Выбрать главу

Мы уважали своего нового командира не только за его храбрость. Это был человек отзывчивый, чуткий и в то же время непримиримый к слабодушным, нытикам. Но и Бурмин через некоторое время начал сдавать, сильно похудел, стал нервным, раздражительным. Да и все мы походили скорее на живые мумии, чем на людей. Натыкаешься в узкой темной штольне на лежащего человека, стоишь и думаешь: надо бы нагнуться и пощупать, жив ли он… Иной нагнется, а иной переступит и пойдет дальше.

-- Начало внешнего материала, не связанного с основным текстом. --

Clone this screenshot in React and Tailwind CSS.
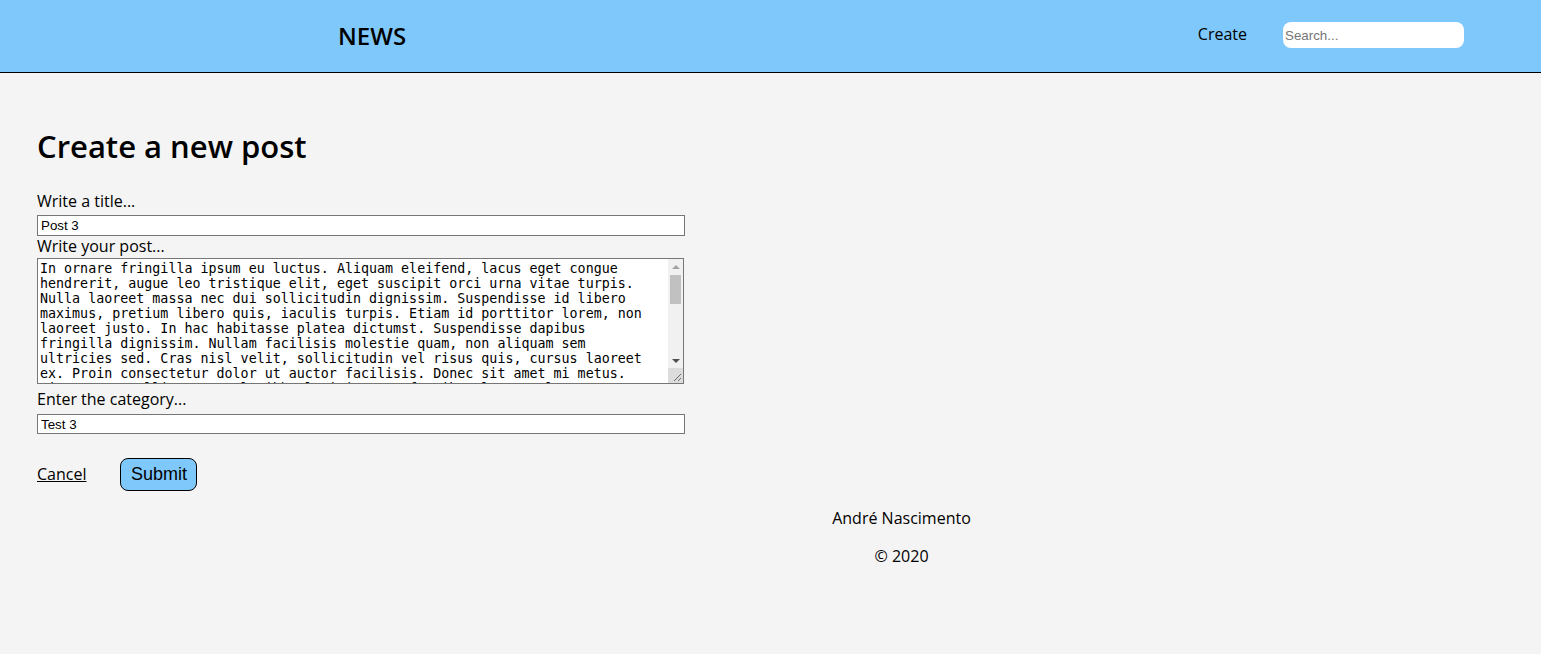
import React from "react";

const POST =
  "In ornare fringilla ipsum eu luctus. Aliquam eleifend, lacus eget congue hendrerit, augue leo tristique elit, eget suscipit orci urna vitae turpis. Nulla laoreet massa nec dui sollicitudin dignissim. Suspendisse id libero maximus, pretium libero quis, iaculis turpis. Etiam id porttitor lorem, non laoreet justo. In hac habitasse platea dictumst. Suspendisse dapibus fringilla dignissim. Nullam facilisis molestie quam, non aliquam sem ultricies sed. Cras nisl velit, sollicitudin vel risus quis, cursus laoreet ex. Proin consectetur dolor ut auctor facilisis. Donec sit amet mi metus. Vivamus convallis ante vel nibh ultricies, at faucibus lorem vulputate. Integer sed tortor nec justo tempus gravida. Praesent vitae augue a est feugiat consequat. Curabitur in risus nec velit pharetra condimentum. Morbi a turpis vitae elit tincidunt luctus. Sed nec nunc vitae magna ultricies posuere. Aenean lacinia, odio at sollicitudin aliquet, nisl lorem tincidunt erat, nec hendrerit ipsum magna sit amet nibh. Fusce vel lectus quis orci ullamcorper tempor.";

export default function App() {
  const sans = { fontFamily: '"Open Sans", sans-serif' };
  const arial = { fontFamily: '"Liberation Sans", Arial, sans-serif' };
  return (
    <div className="min-h-[654px] bg-[#f4f4f4] text-black" style={sans}>
      <header className="h-[73px] bg-[#7fc8fb] border-b border-black flex items-center">
        <div className="pl-[338px] text-[24px] font-semibold leading-none">NEWS</div>
        <div className="ml-auto self-start mt-[22px] h-[26px] flex items-center">
          <span className="text-[16px] -mt-[2px]">Create</span>
          <input
            type="text"
            placeholder="Search..."
            spellCheck={false}
            className="ml-[36px] w-[181px] h-[26px] rounded-[8px] bg-white px-[2px] text-[13.333px] outline-none placeholder:text-[#757575]"
            style={arial}
          />
        </div>
        <div className="w-[77px]" />
      </header>

      <main className="px-[37px]">
        <h1 className="mt-[51px] text-[31px] font-semibold leading-[44px]">Create a new post</h1>
        <form className="flex flex-col items-start mt-[22px]">
          <label className="h-[22px] leading-[22px] text-[16px]">Write a title...</label>
          <input
            type="text"
            defaultValue="Post 3"
            spellCheck={false}
            className="mt-[3px] w-[648px] h-[21px] border border-[#767676] bg-white px-[3px] text-[13.333px] outline-none"
            style={arial}
          />
          <label className="-mt-px h-[22px] leading-[22px] text-[16px]">Write your post...</label>
          <div className="relative mt-px w-[647px] h-[126px]">
            <textarea
              defaultValue={POST}
              spellCheck={false}
              className="block w-full h-full border border-[#767676] bg-white pl-[2px] pr-[20px] py-[2px] text-[13.333px] leading-[15px] outline-none resize-none overflow-hidden"
              style={{ fontFamily: '"DejaVu Sans Mono", monospace' }}
            />
            <div className="absolute right-px top-px bottom-px w-[15px] bg-[#f1f1f1] flex flex-col items-center">
              <div className="h-[15px] flex items-center justify-center">
                <div className="w-0 h-0 border-l-[4px] border-r-[4px] border-b-[4px] border-l-transparent border-r-transparent border-b-[#a3a3a3]" />
              </div>
              <div className="mt-[1px] w-[11px] h-[29px] bg-[#c1c1c1]" />
              <div className="flex-1" />
              <div className="h-[15px] flex items-center justify-center">
                <div className="w-0 h-0 border-l-[4px] border-r-[4px] border-t-[4px] border-l-transparent border-r-transparent border-t-[#505050]" />
              </div>
              <div className="w-[15px] h-[15px] bg-[#dcdcdc] relative overflow-hidden">
                <svg width="15" height="15" viewBox="0 0 15 15" className="absolute inset-0">
                  <line x1="13" y1="6" x2="6" y2="13" stroke="#6b6b6b" strokeWidth="1" />
                  <line x1="13" y1="10" x2="10" y2="13" stroke="#6b6b6b" strokeWidth="1" />
                </svg>
              </div>
            </div>
          </div>
          <label className="mt-[4px] h-[22px] leading-[22px] text-[16px]">Enter the category...</label>
          <input
            type="text"
            defaultValue="Test 3"
            spellCheck={false}
            className="mt-[4px] w-[648px] h-[20px] border border-[#767676] bg-white px-[3px] text-[13.333px] outline-none"
            style={arial}
          />
          <div className="mt-[24px] flex items-center">
            <a href="#" className="underline text-[16px] leading-[22px] -mt-px">Cancel</a>
            <button
              type="button"
              className="ml-[34px] w-[77px] h-[33px] rounded-[8px] border border-black bg-[#7fc8fb] text-[18px]"
              style={arial}
            >
              Submit
            </button>
          </div>
        </form>
      </main>

      <footer className="pl-[262px] text-center text-[16px] leading-[22px] mt-[16px]">
        <p>André Nascimento</p>
        <p className="mt-[16px]">© 2020</p>
      </footer>
    </div>
  );
}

Просто не хватало сил.

Ушел на разведку майор Колесников с группой бойцов. Ждали много дней. Не возвратился. Отправили старшего лейтенанта Лэня. Исчез и этот бесследно.

А тут еще немцы стали пачками бросать в отдушины листовки, призывая нас не тратить напрасно усилий и сдаваться. Из репродукторов, установленных поблизости выходов и амбразур, целыми днями слышались аналогичные призывы. Видя, что открытая пропаганда не дает результатов, фашисты стали применять более изощренные методы. Под видом красноармейцев они заслали к нам несколько провокаторов, которые пытались посеять панические слухи, подговаривали подземных бойцов не подчиняться командирам и комиссарам, призывали обезоружить их и организованно сдаться на милость врагу. Но обезоруженными оказались изобличенные провокаторы.

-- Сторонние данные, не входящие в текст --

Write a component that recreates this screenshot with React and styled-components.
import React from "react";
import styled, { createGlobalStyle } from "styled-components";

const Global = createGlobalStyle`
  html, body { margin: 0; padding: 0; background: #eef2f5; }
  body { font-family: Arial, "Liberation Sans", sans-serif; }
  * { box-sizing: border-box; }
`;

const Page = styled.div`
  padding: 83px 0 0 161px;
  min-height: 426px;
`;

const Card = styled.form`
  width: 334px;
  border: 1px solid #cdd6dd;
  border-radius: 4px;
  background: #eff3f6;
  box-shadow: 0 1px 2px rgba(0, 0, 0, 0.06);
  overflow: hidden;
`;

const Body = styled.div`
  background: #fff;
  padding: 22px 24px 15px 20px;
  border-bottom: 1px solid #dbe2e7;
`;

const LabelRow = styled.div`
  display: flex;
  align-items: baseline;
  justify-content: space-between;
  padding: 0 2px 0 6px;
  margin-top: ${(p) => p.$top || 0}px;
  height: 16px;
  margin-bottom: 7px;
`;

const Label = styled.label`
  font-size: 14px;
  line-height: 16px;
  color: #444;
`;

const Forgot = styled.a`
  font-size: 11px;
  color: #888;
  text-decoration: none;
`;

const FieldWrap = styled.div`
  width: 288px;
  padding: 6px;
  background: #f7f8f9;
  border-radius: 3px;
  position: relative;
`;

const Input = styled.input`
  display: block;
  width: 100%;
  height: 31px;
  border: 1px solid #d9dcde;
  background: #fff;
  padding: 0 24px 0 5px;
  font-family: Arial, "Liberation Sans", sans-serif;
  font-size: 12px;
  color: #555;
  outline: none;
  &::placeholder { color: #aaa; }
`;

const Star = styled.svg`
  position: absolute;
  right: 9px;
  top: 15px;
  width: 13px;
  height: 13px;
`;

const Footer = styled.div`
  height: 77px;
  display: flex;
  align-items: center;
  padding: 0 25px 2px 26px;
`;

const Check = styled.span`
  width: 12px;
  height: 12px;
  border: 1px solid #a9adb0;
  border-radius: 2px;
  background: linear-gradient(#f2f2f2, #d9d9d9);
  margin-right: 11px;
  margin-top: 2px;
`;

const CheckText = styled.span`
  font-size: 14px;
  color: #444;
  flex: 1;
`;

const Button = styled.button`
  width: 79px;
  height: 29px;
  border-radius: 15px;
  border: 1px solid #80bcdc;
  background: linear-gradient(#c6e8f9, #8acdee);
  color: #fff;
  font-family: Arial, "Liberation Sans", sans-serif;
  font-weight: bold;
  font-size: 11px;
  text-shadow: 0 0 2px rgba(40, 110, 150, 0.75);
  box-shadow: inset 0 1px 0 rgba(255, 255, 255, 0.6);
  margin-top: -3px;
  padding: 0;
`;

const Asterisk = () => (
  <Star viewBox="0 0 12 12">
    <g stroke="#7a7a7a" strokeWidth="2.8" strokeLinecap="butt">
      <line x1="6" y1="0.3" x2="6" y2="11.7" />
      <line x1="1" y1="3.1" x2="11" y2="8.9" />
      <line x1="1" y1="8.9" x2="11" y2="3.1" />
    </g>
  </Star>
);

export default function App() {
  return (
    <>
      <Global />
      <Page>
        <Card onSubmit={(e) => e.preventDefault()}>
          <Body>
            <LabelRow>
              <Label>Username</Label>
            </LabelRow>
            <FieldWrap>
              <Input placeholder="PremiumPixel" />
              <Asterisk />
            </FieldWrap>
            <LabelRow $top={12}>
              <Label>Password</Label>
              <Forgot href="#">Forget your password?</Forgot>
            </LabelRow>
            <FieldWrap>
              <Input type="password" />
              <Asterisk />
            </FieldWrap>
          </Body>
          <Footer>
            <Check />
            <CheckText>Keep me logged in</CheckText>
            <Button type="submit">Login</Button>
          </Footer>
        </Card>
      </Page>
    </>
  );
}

Несмотря на отчаянное положение, оставшиеся в штольне войска продолжали сражаться. Наши снайперы уничтожили из амбразур не одну сотню вражеских солдат, а разведчики однажды даже привели группу захваченных в плен румын. Все это приводило в бешенство фашистское командование. Все чаще слышались взрывы. Противник заваливал ходы, хотел похоронить нас заживо. После одного такого взрыва произошел крупный обвал внутри штольни. Несколько наших товарищей оказалось в каменном мешке. Они подавали слабые голоса, просили помощи. А все, что мы могли сделать, — слегка поцарапать штыками многотонные каменные глыбы.

После серии взрывов в подземных коридорах несколько дней стояла едкая пыль. Нечем было дышать. Потом к пыли примешался дым. Мы долго не могли обнаружить, откуда он просачивался. Дым разъедал глаза, вызывал удушье, кашель Позже мы выяснили, что гитлеровцы в нескольких местах пропустили сквозь щели резиновые шланги и компрессорами нагнетают дым в каменоломни.

И это не помогло. Подземные бойцы продолжали войну. Правда, нас в живых осталась горстка, а боеспособных — и того меньше. Я пока еще мог держать в руках оружие. Поэтому на меня и пал черед возглавить разведывательную группу.

Глава 3. Разведка

На железной треноге греется в котелке чай. Мы лежим у костра, молча слушаем, как потрескивают поленья. Сыро, стынут ноги, холод сковывает конечности. Старший лейтенант Белов разливает кипяток в жестяные банки из-под консервов. Уже много времени чай и сахар — единственная наша пища.

Полковник Верушкин достает что-то из кармана. Наклоняется к моей банке, сыплет из мешочка белый песок.

— Федор Алексеевич, зачем?

— Ладно, ладно… — отстраняет он мою руку. — Я сберег немного для вас. Подкрепляйтесь, вам сейчас нужно сил накопить, а я обойдусь.

Белов тоже протестует, решительно отказывается взять у полковника порцию сахара. Он сидя глотает кипяток, приговаривая:

— Хорош чаек, только закусить нечем.

Белов — человек веселый, звонкоголосый, но с тех пор, как мы перешли на один чай, и он притих. Иссяк запас прибауток и анекдотов, исчез куда-то смех. Руки его бессильно болтаются, живот запал, грудь ввалилась. Но сегодня в связи с предстоящей вылазкой у Белова поднялось настроение, пробует даже шутить.

— Возвратимся из разведки, товарищ полковник, и я вам принесу, знаете что? Окорок, буханку белого хлеба и бутылку «Масандры»…

При этих словах я ощущаю ароматный до головокружения запах свежевыпеченного хлеба. Прикрываю глаза и вижу мою старую мать. Какой вкусный хлеб умеет она печь! Последнее время меня все чаще преследует странное ощущение: мне кажется, что я никогда уже не смогу насытиться. Видимо, длительное недоедание до болезненности обостряет воображение.

Верушкин устраивается поудобнее возле огня.